I was recently interviewed for a piece in the irish Independent’s eThursday section, here’s the article. The journalist asked me for a few pointers on how blogging can improve a company’s bottom line. I also got to point out some Irish business bloggers. Here’s my response:

Blogging improves your company’s bottom line in four ways:

  1. Drastically reduces your website costs
  2. Increases your website’s visibility on Google
  3. Acts as an effective networking tool
  4. Can be an efficient way to engage with consumers

Blogging can drastically improve your company’s bottom line because it reduces your website costs. Blogs are easy to maintain and creating new pages is like sending an email in terms of its simplicity. As a result you don’t need to retain the services of a web developer. A blog can also be created at a fraction of the cost of a regular website. A good blog should cost €500 to create and less than €100 to maintain per annum.
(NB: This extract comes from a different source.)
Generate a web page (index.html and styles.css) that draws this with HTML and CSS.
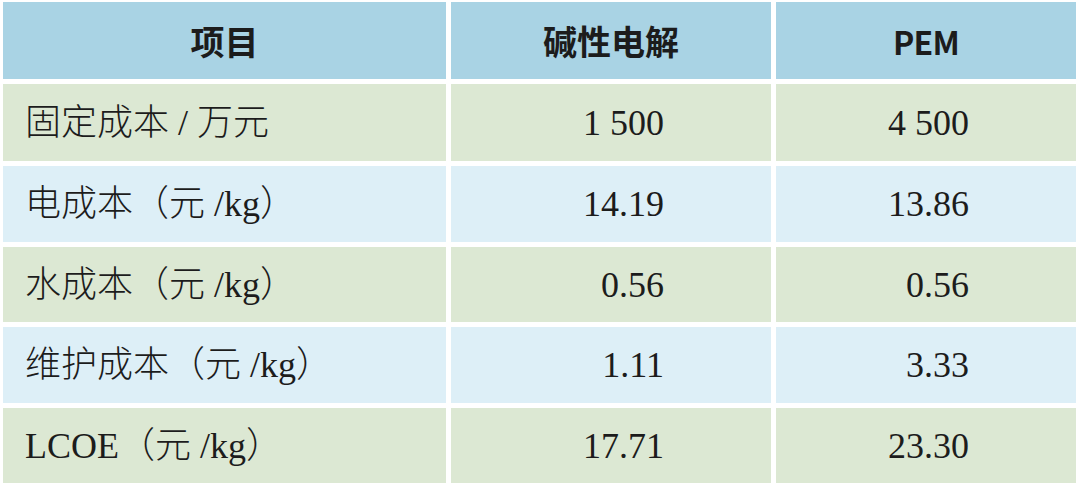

A blog can also reduce the needs for a Google Adwords campaign. Because blogging naturally consists of penning commentary for your website on a regular basis, there is a higher chance of people visiting your site through a search engine because of the combination of search terms on your site.

Blogs are an effective networking tool. They can put a personal face on your company, enabling your executives to build a profile without having to attend conferences or other industry events.

Finally blogs can prove to be an effective way of engaging with consumers, whether it is to inform them of new offers or use their feedback to develop new products or services. They allow you to propogate your brand online, thus raising awareness about your product and service and gaining the competive advantage over competitors among an audience which tends to be more affluent than the average consumer.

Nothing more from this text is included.